In 2006, Brees signed a six-year deal with the Saints and forever changed professional sports in Louisiana.
“Drew is so much more valuable than all the records, awards and accolades that he amassed through a 15-year career with the New Orleans Saints and 20-year NFL playing career, one of the greatest in our league’s history,” Saints owner Gayle Benson said in a statement. “When Drew first joined the Saints in 2006, my late husband Tom was determined to deliver a team to New Orleans that would win a championship on the field and become a leader in the community following the setbacks that Hurricane Katrina dealt our region. Over and above his outstanding performance, Drew came to represent the resolve, passion and drive that resonates not only with Saints fans and football fans, but our entire community.
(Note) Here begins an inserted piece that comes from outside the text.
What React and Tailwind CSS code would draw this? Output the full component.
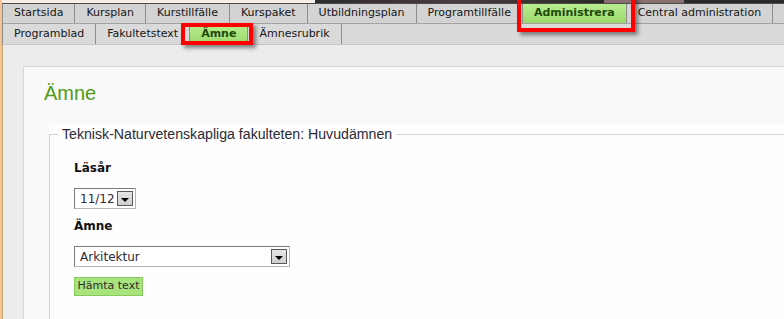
import React from "react";

const row1 = [
  "Startsida",
  "Kursplan",
  "Kurstillfälle",
  "Kurspaket",
  "Utbildningsplan",
  "Programtillfälle",
  "Administrera",
  "Central administration",
];
const row2 = ["Programblad", "Fakultetstext", "Ämne", "Ämnesrubrik"];

function Tab({ label, active }) {
  return active ? (
    <div className="flex items-center px-[11px] border-r border-[#8c8c8c] bg-gradient-to-b from-[#b8ee90] to-[#9cd86c] font-bold text-[#1e4a08]">
      {label}
    </div>
  ) : (
    <div className="flex items-center px-[11px] border-r border-[#8c8c8c] text-[#161616]">
      {label}
    </div>
  );
}

function Arrow() {
  return (
    <div className="w-[16px] h-[15px] border border-[#5a5a5a] bg-gradient-to-b from-[#e6e6e6] to-[#cfcfcf] flex items-end justify-center pb-[3px]">
      <svg width="8" height="4" viewBox="0 0 8 4">
        <path d="M0 0 H8 L4 4 Z" fill="#000" />
      </svg>
    </div>
  );
}

export default function App() {
  return (
    <div
      className="relative w-[784px] h-[319px] overflow-hidden flex flex-col bg-[#ececec] border-l-2 border-[#f4c592]"
      style={{ fontFamily: '"DejaVu Sans", Verdana, sans-serif' }}
    >
      {/* banner strip */}
      <div className="h-[3px] flex shrink-0">
        <div className="w-[313px] bg-[#f6efe8]" />
        <div className="flex-1 bg-gradient-to-r from-[#2e2c2c] via-[#4a3c3c] to-[#2a2a2a]" />
        <div className="w-[80px] bg-[#8a6f70]" />
        <div className="w-[100px] bg-[#2b2b2b]" />
      </div>

      {/* tab row 1 */}
      <div className="flex h-[21px] shrink-0 bg-[#d3d3d3] border-t border-t-[#4a4a4a] border-b border-b-[#a3a3a3] border-l border-l-[#8c8c8c] text-[11px]">
        {row1.map((t) => (
          <Tab key={t} label={t} active={t === "Administrera"} />
        ))}
      </div>

      {/* tab row 2 */}
      <div className="flex h-[21px] shrink-0 bg-[#dadada] border-b border-b-[#c6c6c6] border-l border-l-[#8c8c8c] text-[11px]">
        {row2.map((t) => (
          <Tab key={t} label={t} active={t === "Ämne"} />
        ))}
      </div>

      {/* body */}
      <div className="flex-1 flex flex-col border-l border-[#c9a67e]">
        <div className="flex-1 flex flex-col ml-[20px] mt-[21px] bg-[#f9f9f9] border-l border-t border-[#d8d8d8] pl-[20px] pt-[14px]">
          <h1
            className="text-[20px] leading-[24px] text-[#4f9c12]"
            style={{ fontFamily: '"Liberation Sans", Arial, sans-serif' }}
          >
            Ämne
          </h1>

          <div className="flex-1 flex flex-col ml-[5px] mt-[19px] bg-[#fefefe]">
            <div className="flex items-center h-[20px]">
              <div className="w-[9px] h-[10px] self-end border-t border-l border-[#d3d3d3]" />
              <span
                className="px-[4px] text-[14.15px] leading-[20px] text-[#2a2a36]"
                style={{ fontFamily: '"Liberation Sans", Arial, sans-serif' }}
              >
                Teknisk-Naturvetenskapliga fakulteten: Huvudämnen
              </span>
              <div className="flex-1 border-t border-[#d3d3d3]" />
            </div>

            <div className="flex-1 flex flex-col items-start border-l border-[#d3d3d3] pl-[24px] pt-[17px]">
              <div className="text-[12px] leading-[15px] font-bold text-[#111]">Läsår</div>
              <div className="mt-[12px] w-[62px] h-[21px] border border-t-[#7a7a7a] border-l-[#7a7a7a] border-r-[#b5b5b5] border-b-[#b5b5b5] bg-white flex items-center justify-between pl-[5px] pr-[2px]">
                <span className="text-[12px] text-[#2b2b3c]">11/12</span>
                <Arrow />
              </div>

              <div className="mt-[10px] text-[12px] leading-[15px] font-bold text-[#111]">Ämne</div>
              <div className="mt-[12px] w-[216px] h-[21px] border border-t-[#7a7a7a] border-l-[#7a7a7a] border-r-[#b5b5b5] border-b-[#b5b5b5] bg-white flex items-center justify-between pl-[5px] pr-[2px]">
                <span className="text-[12px] text-[#2b2b3c]">Arkitektur</span>
                <Arrow />
              </div>

              <button className="mt-[10px] h-[19px] w-[69px] bg-[#a8e37c] border border-[#86c95f] text-[11px] text-[#2d2d2d] flex items-center justify-center">
                Hämta text
              </button>
            </div>
          </div>
        </div>
      </div>

      {/* annotation boxes */}
      <div className="absolute left-[515px] top-[-4px] w-[118px] h-[36px] border-4 border-[#ff0000] shadow-[3px_3px_4px_rgba(0,0,0,0.45)]" />
      <div className="absolute left-[179px] top-[23px] w-[72px] h-[22px] border-4 border-[#ff0000] shadow-[3px_3px_4px_rgba(0,0,0,0.45)]" />
    </div>
  );
}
He played the game and played the position at its highest level, but just as important, represented our organization and region in the highest fashion. We will forever be grateful to him for what he brought to our club and the entire Gulf South community, showing everybody what can be accomplished by putting our sleeves up and showing leadership, determination and hard work. As we grew as a region and as a football team, it was also a pleasure to watch him grow as a husband to Brittany and become a father to four incredible children.”
Brees’ final game will stand as a loss to the Tampa Bay Buccaneers in the NFC Divisional Round, falling against longtime contemporary Tom Brady. It was a dismal performance marked by three interceptions and a 38.1 passer rating that were each career-lows in the postseason for Brees.
It was hardly a fitting end for such a phenomenal career, but Brees bided his time before announcing his retirement and that final subpar showing is already being lost amid the pomp and circumstance that rightfully accompanies the conclusion of such a heralded career.
Of all the sensational statistics that Brees’ career holds, perhaps the most significant historically is that which shows just how cosmically he altered the state of the Saints franchise. After his arrival in New Orleans in 2006, Brees captained the Saints to nine winning seasons, rescuing a franchise that had just seven winning campaigns in team chronicle prior to the QB arriving — a span that covered 1967-2005.
In all those seasons, the Saints mustered just five postseason berths, while Brees’ Saints went to the playoffs nine times in his 15 seasons.
It was an instant turn of fortune for the fleur de lis-clad franchise. In Brees’ first season with the Saints, New Orleans broke a five-year playoff drought, earned just its second postseason win in franchise history and advanced to the NFC Championship Game for the first time. It came a year after Hurricane Katrina ravaged New Orleans and the Saints went 10-6 with Brees debuting as the starter and giving a beleaguered region something to cheer about.
Thereafter, the Saints, who never finished with a record worse than 7-9 in Brees’ tenure, rebounded from two playoff-less seasons to win their first and only Super Bowl in their first and only appearance.